In some rare cases, people have used wind turbines to charge their camper batteries.  This is usually done by people who live in windy areas and who do not move their camper very often.

Charging a battery from the power of the wind works in the same way that charging a battery from solar does.

In this case, you’ll have a wind turbine which goes to a charge controller which then sends energy to your battery.

Some people have considered using wind turbines while driving but this is not efficient, safe, or even legal.  It isn’t efficient because it creates drag while towing and reduces fuel efficiency.

It isn’t safe since a turbine that is small enough to mount on a camper can’t handle the prolonged stress of driving and it isn’t legal because of safety reasons.

Related Questions

Can I charge my batteries from multiple sources at once?

Yes, you can charge your batteries from multiple sources at once without hurting your batteries.  For example, you could have your solar panels hooked up while you’re also hooked up to shore power.  Your system will protect your batteries from overcharging.

Can I overcharge my battery?

Yes, it is possible to overcharge your battery which is bad for the battery and can even be dangerous.  This is why it is important to buy the appropriate equipment before charging your batteries from any source.

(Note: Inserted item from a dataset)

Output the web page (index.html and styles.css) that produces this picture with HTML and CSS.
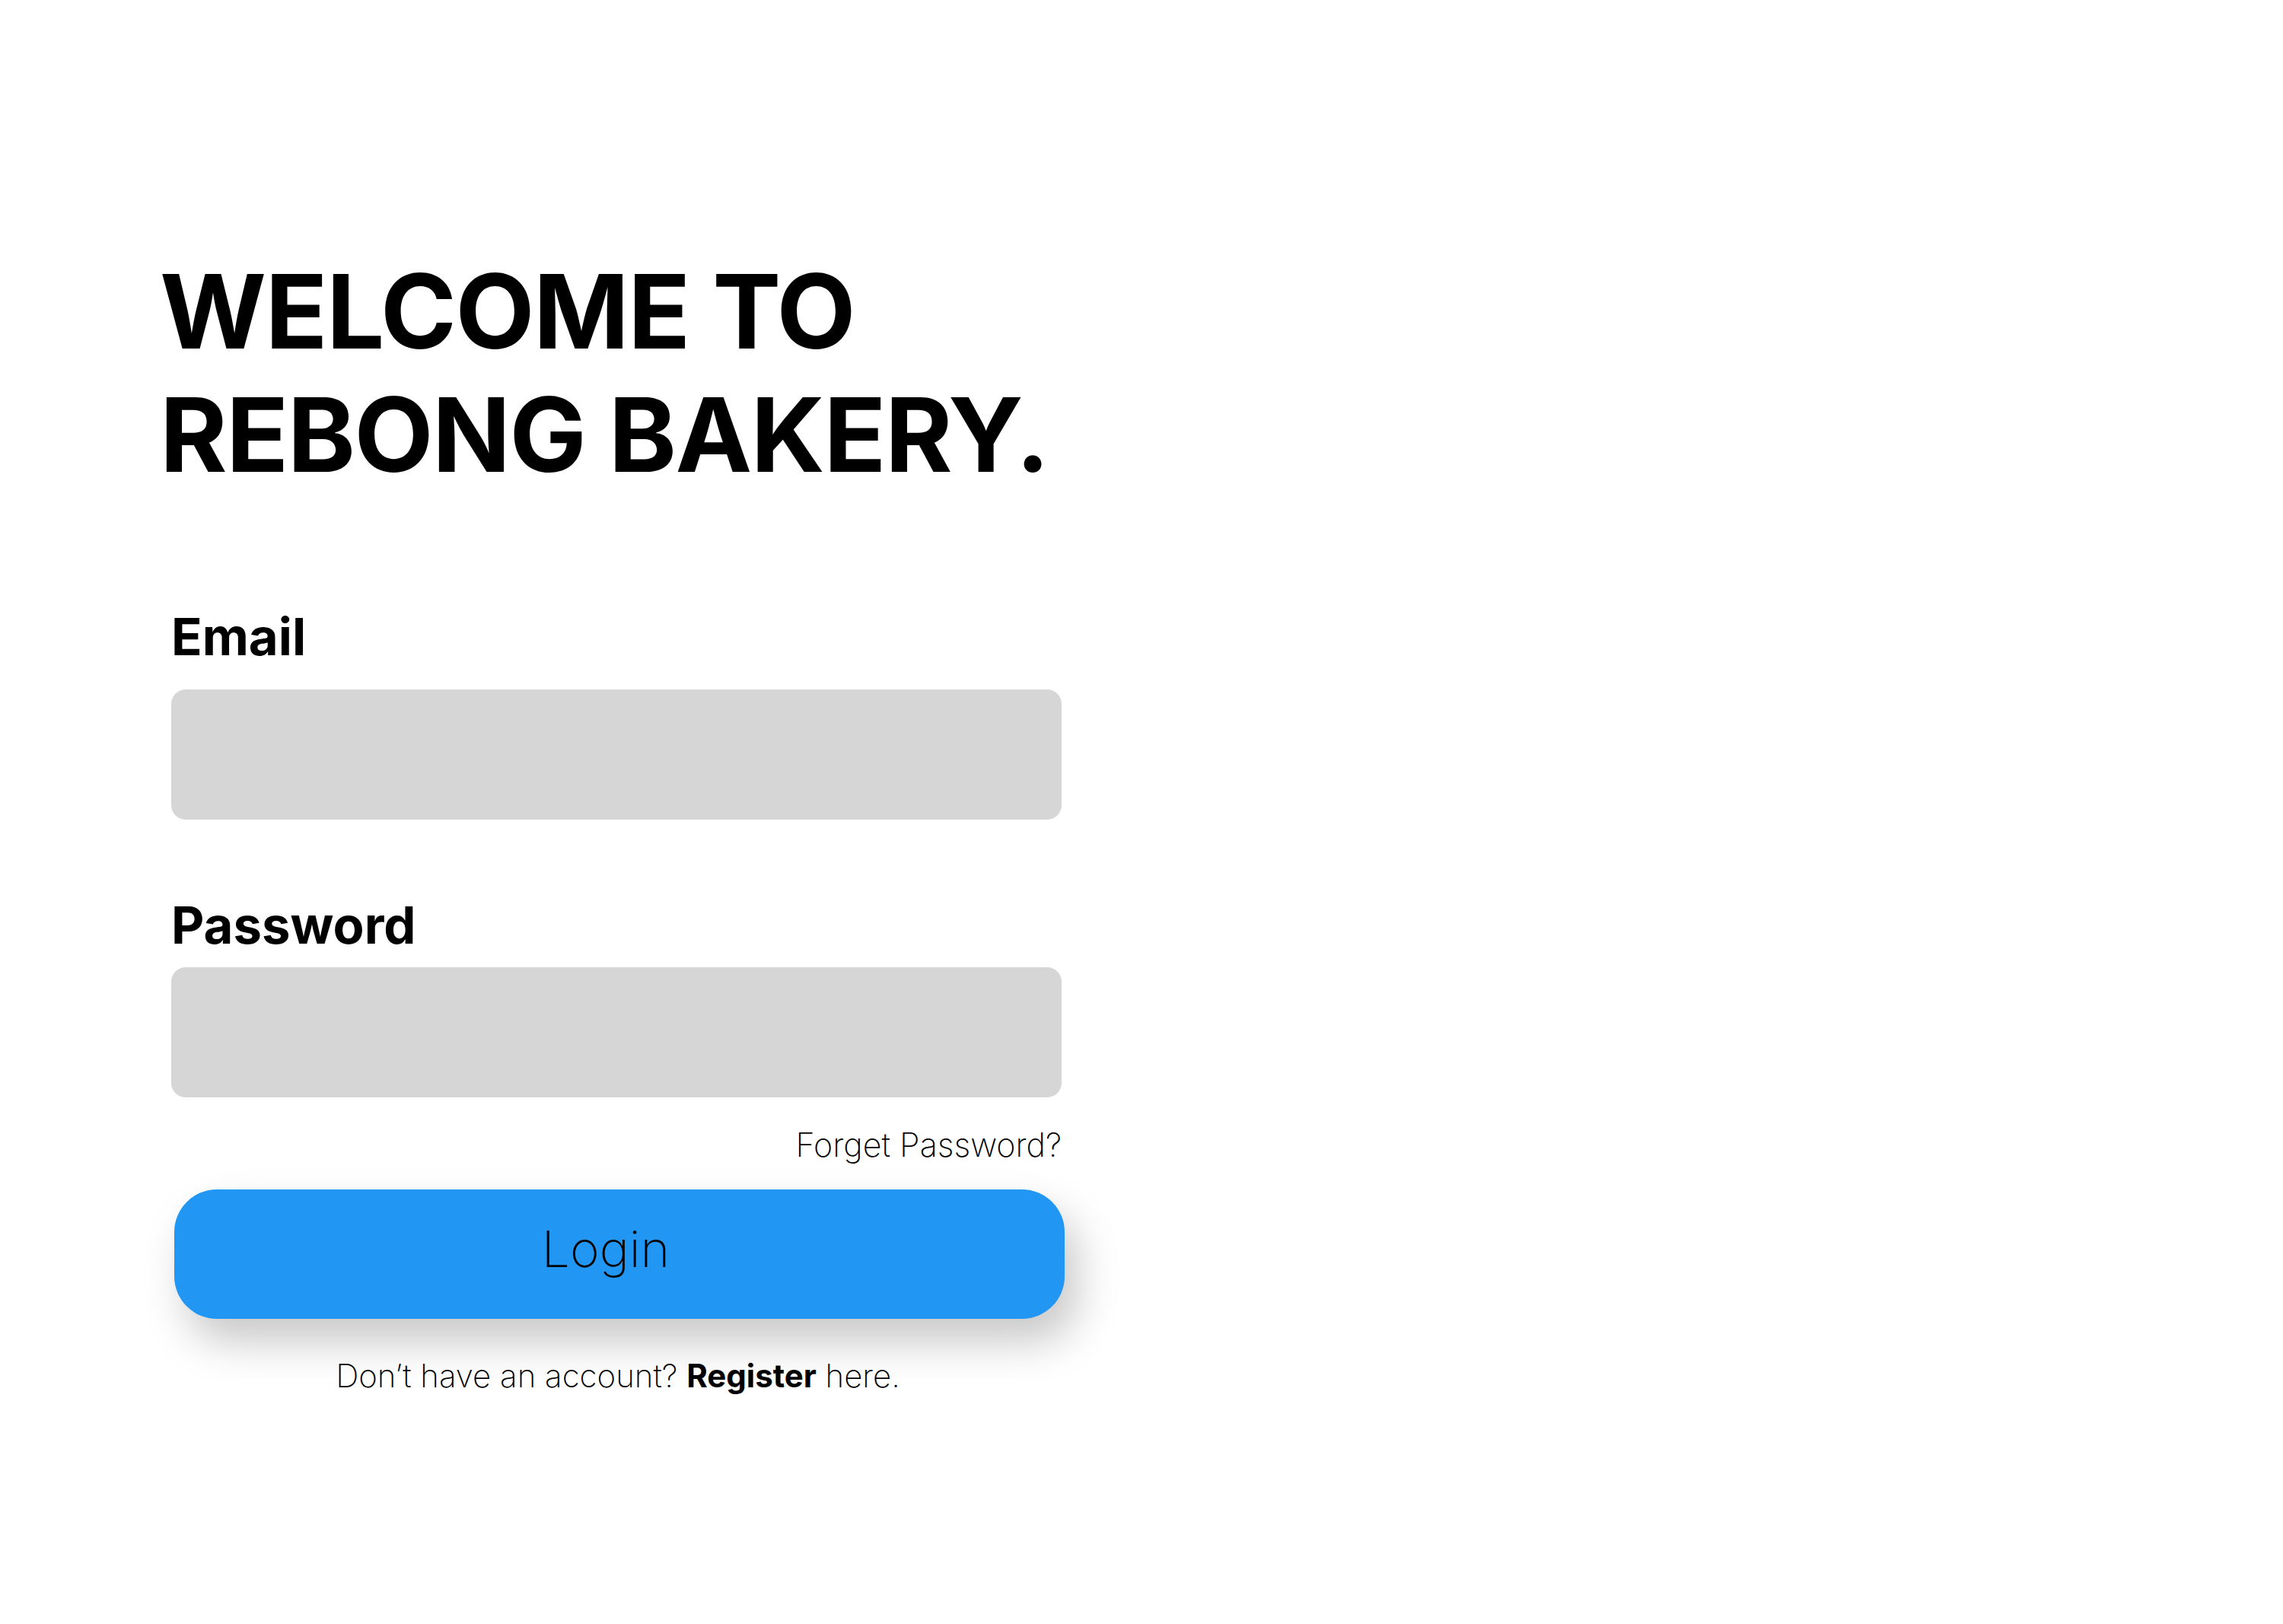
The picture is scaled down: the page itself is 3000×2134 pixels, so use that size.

Can discharging a battery too far ruin the battery?

Yes, batteries should never be run down past the manufacturer’s recommended percentages.  For example, most deep cycle marine batteries will have a reduced lifespan when drained below 50%.  Lithium batteries can generally be run down to about 20%.

A standard car battery may die after only being run down a few times.  This is why it is never a good idea to drive your car after your alternator has died.

In Summary

There are many ways to charge a camper’s battery.  Most people will take advantage of multiple sources of charging.  The way you charge your battery will depend on where you are using your camper and what you are using its battery to run.

No matter what system you use for charging your battery, always be sure to use the recommended charging tools or you will risk harming your battery.